Lá para o Norte é melhor:
Há a neve que faz mal,
E o frio que ainda é pior.
E toda a gente é contente
Porque é dia de o ficar.
Chove no Natal presente.
Antes isso que nevar.
Pois apesar de ser esse
O Natal da convenção,
Quando o corpo me arrefece
Tenho o frio e Natal não.
Deixo sentir a quem quadra
E o Natal a quem o fez,
Pois se escrevo ainda outra quadra
Fico gelado dos pés.
Fernando Pessoa (25/12/1930)
Análise do poema
O poema “Chove. É dia de Natal” de Fernando Pessoa pertence, cronologicamente, ao Modernismo de Portugal, no qual o ideal é romper as regras com a tradição formal. Apesar disso, apresenta-se com a forma fixa de quatro estrofes, cada uma delas contendo quatro versos (quadras, que são características predominantes da poética de Fernando Pessoa), divididos em sete sílabas poéticas (redondilho maior) e possui rimas cruzadas.
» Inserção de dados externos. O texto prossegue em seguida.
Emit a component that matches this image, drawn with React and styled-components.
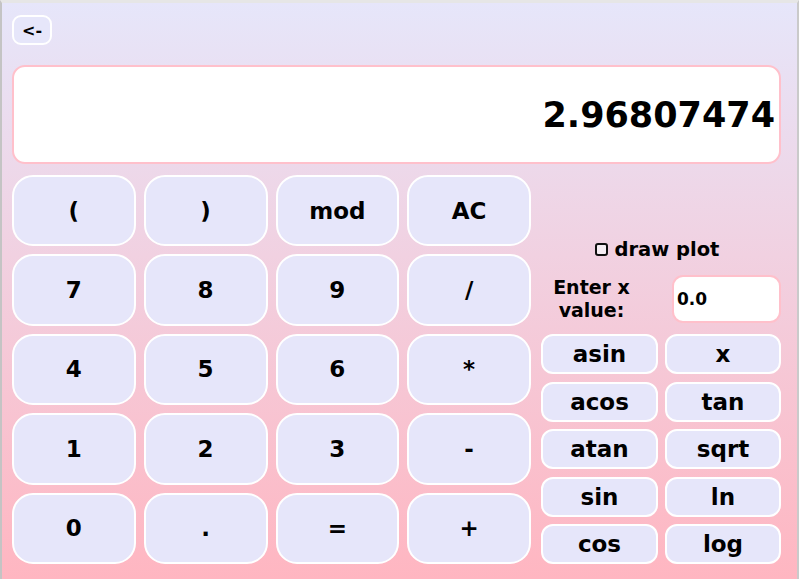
import React from "react";
import styled, { createGlobalStyle } from "styled-components";

const Global = createGlobalStyle`
  html, body { margin: 0; padding: 0; }
  body { width: 799px; height: 579px; overflow: hidden; background: #d4d4d4; }
  * { box-sizing: border-box; }
`;

const Frame = styled.div`
  width: 799px;
  height: 579px;
  border-top: 3px solid #e6e6e6;
  border-left: 2px solid #c4c4c4;
  border-right: 2px solid #cacaca;
  background: linear-gradient(to bottom, #e6e6fa 0%, #ffb6c1 100%);
  font-family: "DejaVu Sans", "Liberation Sans", sans-serif;
  font-weight: bold;
  color: #000;
  padding: 12px 0 0 10px;
  display: flex;
  flex-direction: column;
`;

const BackButton = styled.button`
  width: 40px;
  height: 30px;
  border: 2px solid #fff;
  border-radius: 9px;
  background: #e6e6fa;
  font-family: inherit;
  font-weight: bold;
  font-size: 16px;
  padding: 0;
  color: #000;
  display: flex;
  align-items: center;
  justify-content: center;
`;

const Display = styled.div`
  margin-top: 20px;
  width: 769px;
  height: 99px;
  border: 2px solid #ffc0cb;
  border-radius: 13px;
  background: #fff;
  display: flex;
  align-items: center;
  justify-content: flex-end;
  padding-right: 4px;
  font-size: 35px;
`;

const Body = styled.div`
  margin-top: 11px;
  display: flex;
  gap: 10px;
  width: 769px;
`;

const Keypad = styled.div`
  width: 519px;
  height: 389px;
  display: grid;
  grid-template-columns: repeat(4, 1fr);
  grid-template-rows: repeat(5, 1fr);
  gap: 8px;
`;

const Key = styled.button`
  border: 2px solid #fff;
  border-radius: 21px;
  background: #e6e6fa;
  font-family: inherit;
  font-weight: bold;
  font-size: 23px;
  color: #000;
  padding: 0;
`;

const Side = styled.div`
  width: 240px;
  height: 389px;
  display: flex;
  flex-direction: column;
  justify-content: flex-end;
`;

const PlotRow = styled.label`
  height: 24px;
  display: flex;
  align-items: center;
  justify-content: center;
  gap: 7px;
  font-size: 19.5px;
  padding-right: 8px;
`;

const Check = styled.input`
  appearance: none;
  margin: 0;
  width: 13px;
  height: 13px;
  border: 2px solid #111;
  border-radius: 3px;
  background: #f6eef4;
`;

const InputRow = styled.div`
  margin-top: 14px;
  height: 48px;
  display: flex;
  align-items: center;
  justify-content: space-between;
`;

const XLabel = styled.div`
  width: 101px;
  text-align: center;
  font-size: 19px;
  line-height: 23px;
`;

const XInput = styled.input`
  width: 109px;
  height: 48px;
  border: 2px solid #ffc0cb;
  border-radius: 11px;
  background: #fff;
  font-family: inherit;
  font-weight: bold;
  font-size: 17px;
  padding: 0 0 0 3px;
  color: #000;
  outline: none;
`;

const SciGrid = styled.div`
  margin-top: 11px;
  display: grid;
  grid-template-columns: 117px 116px;
  grid-auto-rows: 40px;
  column-gap: 7px;
  row-gap: 7.5px;
`;

const SciKey = styled.button`
  border: 2px solid #fff;
  border-radius: 12px;
  background: #e6e6fa;
  font-family: inherit;
  font-weight: bold;
  font-size: 23px;
  color: #000;
  padding: 0;
`;

const keys = ["(", ")", "mod", "AC", "7", "8", "9", "/", "4", "5", "6", "*", "1", "2", "3", "-", "0", ".", "=", "+"];
const sci = ["asin", "x", "acos", "tan", "atan", "sqrt", "sin", "ln", "cos", "log"];

export default function App() {
  return (
    <>
      <Global />
      <Frame>
        <BackButton>&lt;-</BackButton>
        <Display>2.96807474</Display>
        <Body>
          <Keypad>
            {keys.map((k) => (
              <Key key={k}>{k}</Key>
            ))}
          </Keypad>
          <Side>
            <PlotRow>
              <Check type="checkbox" />
              draw plot
            </PlotRow>
            <InputRow>
              <XLabel>Enter x value:</XLabel>
              <XInput defaultValue="0.0" />
            </InputRow>
            <SciGrid>
              {sci.map((k) => (
                <SciKey key={k}>{k}</SciKey>
              ))}
            </SciGrid>
          </Side>
        </Body>
      </Frame>
    </>
  );
}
Esse poema, dispõe, também, de um ritmo que faz com que a expectativa do leitor, para saber seu final, aumente gradativamente. O autor recorre a elementos do espaço físico, como a chuva e a neve, para dar sentido à sua obra. Ele utiliza um vocabulário simples, mas que não é de tão fácil compreensão por causa da metáfora presente. Exemplo: “Tenho frio e Natal não”.
O “eu poético” diz que chove no dia de Natal, contudo declara que o Norte é o melhor lugar para ficar nesse período, porque lá o frio torna-se pior do que o que já está a sentir: “... Lá para o Norte é melhor: / Há a neve que faz mal, / E o frio que é ainda pior”. Nesses versos podemos perceber a antítese, isto é, a oposição de ideias, isso porque combinaria mais com o espírito deste eu poético que não concorda com o clima de alegria trazido pelo natal.
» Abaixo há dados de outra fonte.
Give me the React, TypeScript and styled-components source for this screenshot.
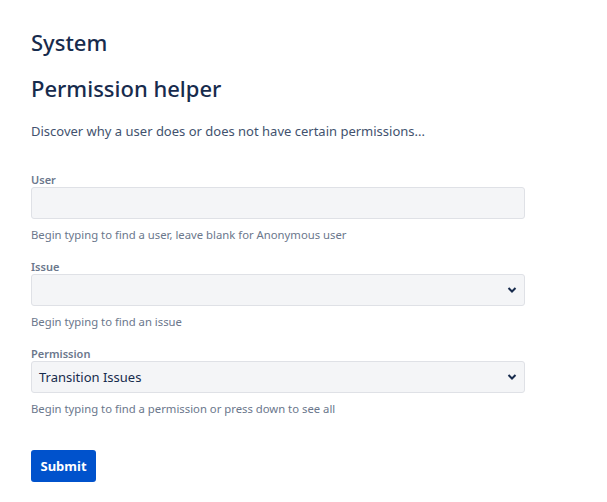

Nesse dia as pessoas ficam alegres, felizes, porque há a troca de presentes, sendo que a palavra “presente” no terceiro verso da segunda estrofe é ambígua, pois ela assume dois sentidos, podendo significar o tempo presente ou o ato de presentear alguém. Portanto, a festa natalina mesmo sendo uma convenção transforma-se num momento bonito e de alegria que não dá espaço para a frieza da neve porque existe o calor das pessoas que possuem o espírito natalino. Porém, o “eu poético” por não sentir esse calor natalino dentro dele, sente o corpo frio (“... tenho frio e Natal não”) e prefere concluir o poema a não acrescentar outra quadra, o que caracteriza o metapoema, uma vez que no verso “Pois se escrevo ainda outra quadra”, o “eu” que fala faz no poema, um comentário sobre o próprio fazer poético. E faz isso porque com o frio que ele diz sentir, não há, portanto, possibilidade de dar continuidade ao texto.